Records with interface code
— start —

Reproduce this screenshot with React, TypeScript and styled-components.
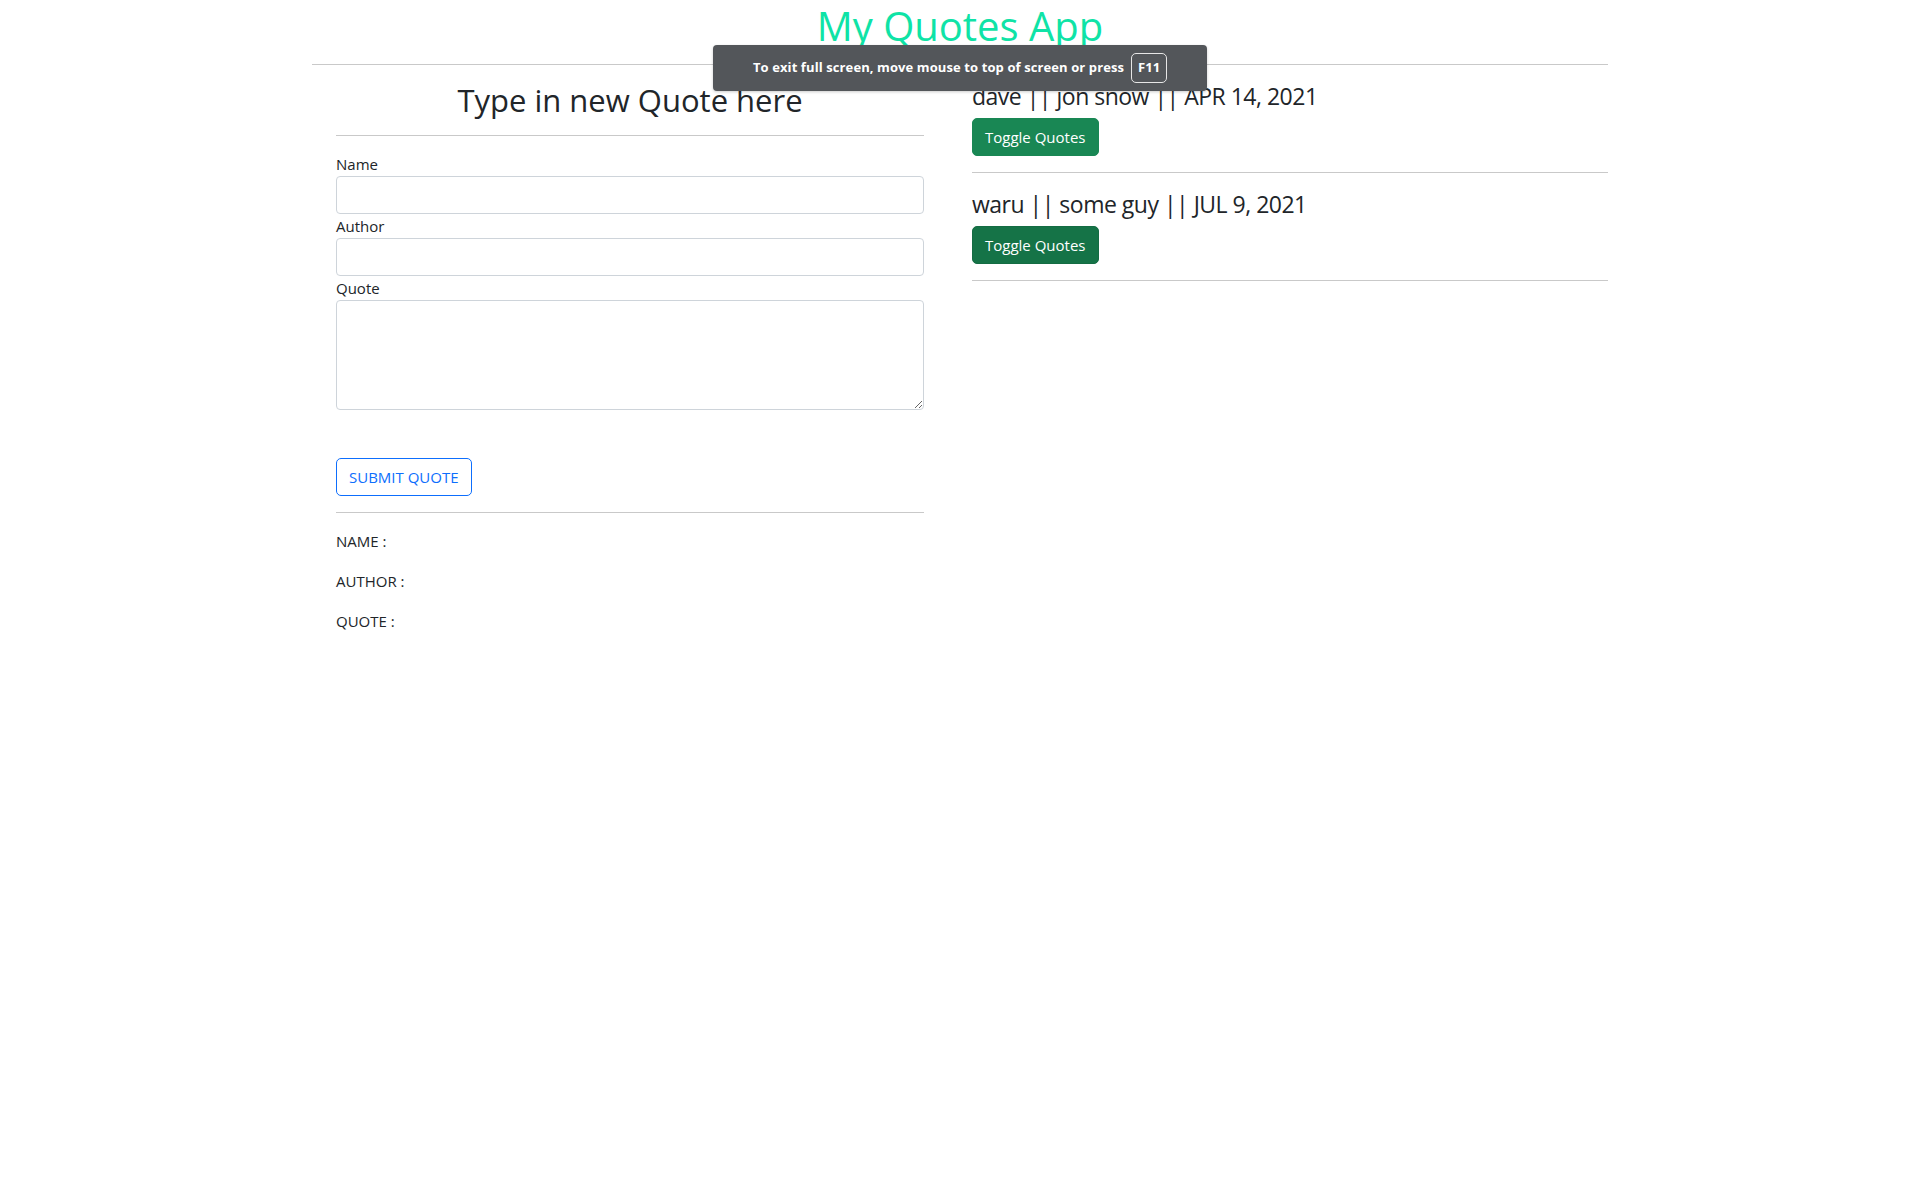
import React from "react";
import styled, { createGlobalStyle } from "styled-components";

const GlobalStyle = createGlobalStyle`
  *, *::before, *::after { box-sizing: border-box; }
  html, body { margin: 0; padding: 0; background: #ffffff; }
  body {
    font-family: "Open Sans", "Noto Sans", "Liberation Sans", sans-serif;
    font-size: 16px;
    line-height: 1.5;
    color: #212529;
  }
`;

const Page = styled.div`
  position: relative;
  min-height: 1200px;
`;

const Container = styled.div`
  width: 1320px;
  margin: 0 auto;
  padding: 0 12px;
`;

const AppTitle = styled.h1`
  margin: 0;
  padding-top: 4px;
  text-align: center;
  font-size: 40px;
  font-weight: 500;
  line-height: 44px;
  color: #0fe3a6;
`;

const Rule = styled.hr`
  margin: 16px 0;
  border: 0;
  border-top: 1px solid #c9c9c9;
  height: 0;
`;

const Row = styled.div`
  display: grid;
  grid-template-columns: 1fr 1fr;
  margin: 0 -12px;
`;

const FormColumn = styled.section`
  padding: 0 36px;
`;

const ListColumn = styled.section`
  padding: 0 12px;
`;

const FormTitle = styled.h2`
  margin: 0;
  text-align: center;
  font-size: 31px;
  font-weight: 500;
  line-height: 38px;
  color: #212529;
`;

const Form = styled.form`
  display: flex;
  flex-direction: column;
`;

const Label = styled.label`
  display: block;
  font-size: 15px;
  line-height: 24px;
`;

const Input = styled.input`
  display: block;
  width: 100%;
  height: 38px;
  padding: 6px 12px;
  font: inherit;
  border: 1px solid #ced4da;
  border-radius: 4px;
  background: #fff;
`;

const TextArea = styled.textarea`
  display: block;
  width: 100%;
  height: 110px;
  padding: 6px 12px;
  font: inherit;
  border: 1px solid #ced4da;
  border-radius: 4px;
  background: #fff;
  resize: vertical;
`;

const SubmitButton = styled.button`
  align-self: flex-start;
  margin-top: 48px;
  height: 38px;
  padding: 6px 12px;
  font: inherit;
  font-size: 15px;
  line-height: 24px;
  color: #0d6efd;
  background: transparent;
  border: 1px solid #0d6efd;
  border-radius: 5px;
  cursor: pointer;
`;

const Preview = styled.p`
  margin: 0 0 16px;
  font-size: 15px;
  line-height: 24px;
`;

const QuoteHeading = styled.h4`
  margin: 0 0 8px;
  padding-top: 1px;
  font-size: 23px;
  font-weight: 500;
  letter-spacing: -0.5px;
  line-height: 28px;
`;

const ToggleButton = styled.button<{ $hover?: boolean }>`
  display: inline-block;
  height: 38px;
  padding: 6px 12px;
  font: inherit;
  font-size: 15px;
  line-height: 24px;
  color: #fff;
  background: ${(p) => (p.$hover ? "#157347" : "#198754")};
  border: 1px solid ${(p) => (p.$hover ? "#146c43" : "#198754")};
  border-radius: 5px;
  cursor: pointer;
`;

const FullscreenToast = styled.div`
  position: absolute;
  top: 45px;
  left: 50%;
  transform: translateX(-50%);
  width: 494px;
  height: 46px;
  display: flex;
  align-items: center;
  justify-content: center;
  gap: 7px;
  background: #53565a;
  border-radius: 4px;
  color: #fff;
  font-family: "Open Sans", "Noto Sans", sans-serif;
  font-weight: 700;
  font-size: 13px;
  letter-spacing: 0.1px;
  box-shadow: 0 1px 3px rgba(0, 0, 0, 0.2);
`;

const Key = styled.span`
  display: inline-flex;
  align-items: center;
  justify-content: center;
  width: 36px;
  height: 30px;
  border: 1px solid #e6e6e6;
  border-radius: 5px;
  font-size: 13px;
`;

const quotes = [
  { name: "dave", author: "jon snow", date: "APR 14, 2021" },
  { name: "waru", author: "some guy", date: "JUL 9, 2021" },
];

export default function App() {
  return (
    <Page>
      <GlobalStyle />
      <Container>
        <AppTitle>My Quotes App</AppTitle>
        <Rule />
        <Row>
          <FormColumn>
            <FormTitle>Type in new Quote here</FormTitle>
            <Rule />
            <Form onSubmit={(e) => e.preventDefault()}>
              <Label htmlFor="name">Name</Label>
              <Input id="name" type="text" />
              <Label htmlFor="author">Author</Label>
              <Input id="author" type="text" />
              <Label htmlFor="quote">Quote</Label>
              <TextArea id="quote" />
              <SubmitButton type="submit">SUBMIT QUOTE</SubmitButton>
            </Form>
            <Rule />
            <Preview>NAME :</Preview>
            <Preview>AUTHOR :</Preview>
            <Preview>QUOTE :</Preview>
          </FormColumn>
          <ListColumn>
            {quotes.map((q, i) => (
              <div key={q.name}>
                <QuoteHeading>
                  {q.name} || {q.author} || {q.date}
                </QuoteHeading>
                <ToggleButton $hover={i === 1}>Toggle Quotes</ToggleButton>
                <Rule />
              </div>
            ))}
          </ListColumn>
        </Row>
      </Container>
      <FullscreenToast>
        <span>To exit full screen, move mouse to top of screen or press</span>
        <Key>F11</Key>
      </FullscreenToast>
    </Page>
  );
}
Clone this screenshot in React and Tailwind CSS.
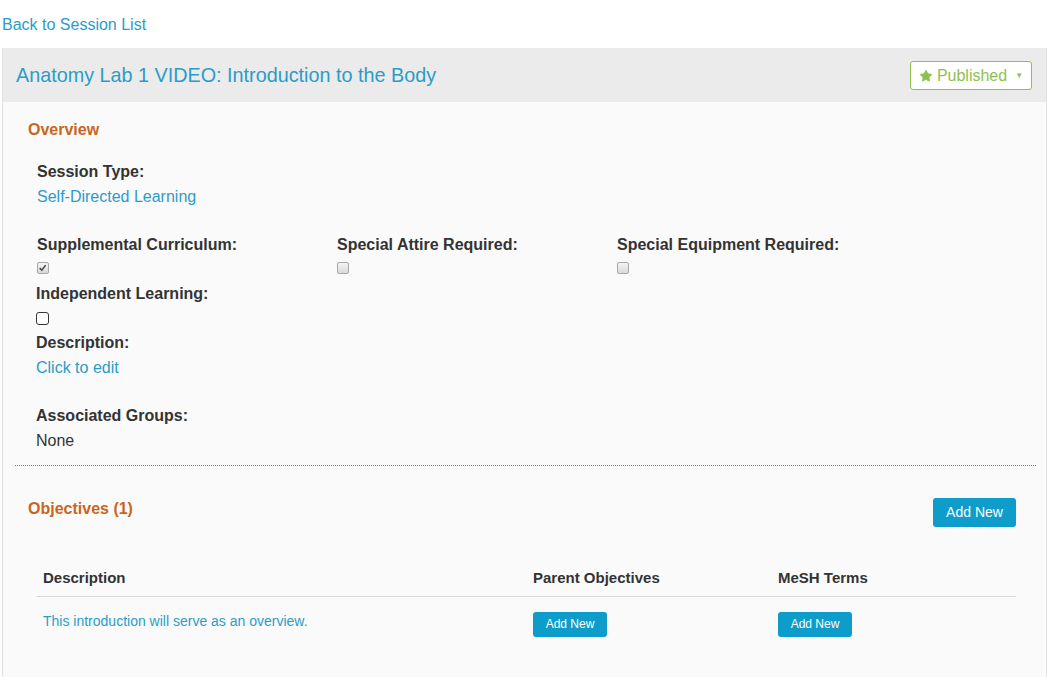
import React from 'react';
import { Star } from 'lucide-react';

const LINK = 'text-[#2b9cc9]';

const GrayBox = ({ checked }) => (
  <span className="block w-[12px] h-[12px] rounded-[2px] border border-[#a8a8a8] bg-gradient-to-b from-[#f4f4f4] to-[#d9d9d9] relative">
    {checked && (
      <svg viewBox="0 0 12 12" className="absolute inset-0 w-[10px] h-[10px]">
        <path d="M2 6.2 L4.6 8.6 L9.2 2.6" fill="none" stroke="#444" strokeWidth="1.8" />
      </svg>
    )}
  </span>
);

const Field = ({ label, children, className = '' }) => (
  <div className={className}>
    <div className="text-[16px] leading-[24px] font-bold text-[#333]">{label}</div>
    {children}
  </div>
);

const Btn = ({ small, children }) => (
  <button className={`bg-[#0e9dcb] text-white rounded-[3px] ${small ? 'text-[12px] h-[25px] w-[74px]' : 'text-[14px] h-[29px] w-[83px]'}`}>
    {children}
  </button>
);

export default function App() {
  return (
    <div className="min-h-[677px] bg-white font-['Liberation_Sans',Arial,sans-serif] text-[#333]">
      <div className="pt-[13px] pl-[2px] h-[48px]">
        <a className={`text-[16px] leading-[22px] ${LINK}`}>Back to Session List</a>
      </div>

      <div className="ml-[2px] w-[1045px] border-l border-r border-[#e2e2e2] bg-[#fafafa] min-h-[629px]">
        <div className="h-[54px] bg-[#ebebeb] flex items-center justify-between pl-[13px] pr-[14px]">
          <h1 className={`text-[19.8px] leading-[26px] ${LINK}`}>Anatomy Lab 1 VIDEO: Introduction to the Body</h1>
          <button className="mt-[1px] h-[29px] w-[122px] border border-[#8cc152] rounded-[3px] bg-white flex items-center justify-center gap-[4px] text-[16px] text-[#8cc152]">
            <Star size={14} fill="#8cc152" strokeWidth={1} />
            <span>Published</span>
            <span className="text-[8px] ml-[4px] text-[#8cc152]">▼</span>
          </button>
        </div>

        <div className="pt-[18px] px-[12px]">
          <div className="pl-[13px] text-[16px] leading-[20px] font-bold text-[#c8661e]">Overview</div>

          <div className="pl-[22px]">
            <Field label="Session Type:" className="mt-[20px]">
              <div className={`mt-[1px] text-[16px] leading-[24px] ${LINK}`}>Self-Directed Learning</div>
            </Field>

            <div className="mt-[24px] grid grid-cols-[300px_280px_1fr]">
              <Field label="Supplemental Curriculum:">
                <div className="mt-[5px]"><GrayBox checked /></div>
              </Field>
              <Field label="Special Attire Required:">
                <div className="mt-[5px]"><GrayBox /></div>
              </Field>
              <Field label="Special Equipment Required:">
                <div className="mt-[5px]"><GrayBox /></div>
              </Field>
            </div>
          </div>

          <div className="pl-[21px]">
            <Field label="Independent Learning:" className="mt-[8px]">
              <span className="mt-[6px] block w-[13px] h-[13px] rounded-[3px] border border-[#333] bg-white" />
            </Field>
            <Field label="Description:" className="mt-[6px]">
              <div className={`mt-[1px] text-[16px] leading-[24px] ${LINK}`}>Click to edit</div>
            </Field>
            <Field label="Associated Groups:" className="mt-[24px]">
              <div className="mt-[1px] text-[16px] leading-[24px] text-[#333]">None</div>
            </Field>
          </div>

          <div className="mt-[12px] w-[1021px] border-t border-dotted border-[#c0641c]" />

          <div className="mt-[32px] pl-[13px] w-[1001px] flex items-center justify-between">
            <div className="text-[16px] leading-[20px] font-bold text-[#c8661e] -mt-[7px]">Objectives (1)</div>
            <Btn>Add New</Btn>
          </div>

          <div className="mt-[41px] ml-[22px] w-[979px]">
            <div className="grid grid-cols-[490px_245px_1fr] text-[15px] font-bold text-[#333] border-b border-[#d8d8d8] pb-[8px]">
              <div className="pl-[6px] leading-[20px]">Description</div>
              <div className="pl-[6px] leading-[20px]">Parent Objectives</div>
              <div className="pl-[6px] leading-[20px]">MeSH Terms</div>
            </div>
            <div className="grid grid-cols-[490px_245px_1fr] items-start pt-[14px]">
              <div className={`pl-[6px] text-[14px] leading-[20px] ${LINK}`}>This introduction will serve as an overview.</div>
              <div className="pl-[6px]"><Btn small>Add New</Btn></div>
              <div className="pl-[6px]"><Btn small>Add New</Btn></div>
            </div>
          </div>
        </div>
      </div>
    </div>
  );
}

— end —

**WHAT TO DO**
Return every line from the records above that holds the word "screenshot".

**REPLY TO THE TASK**
Reproduce this screenshot with React, TypeScript and styled-components.
Clone this screenshot in React and Tailwind CSS.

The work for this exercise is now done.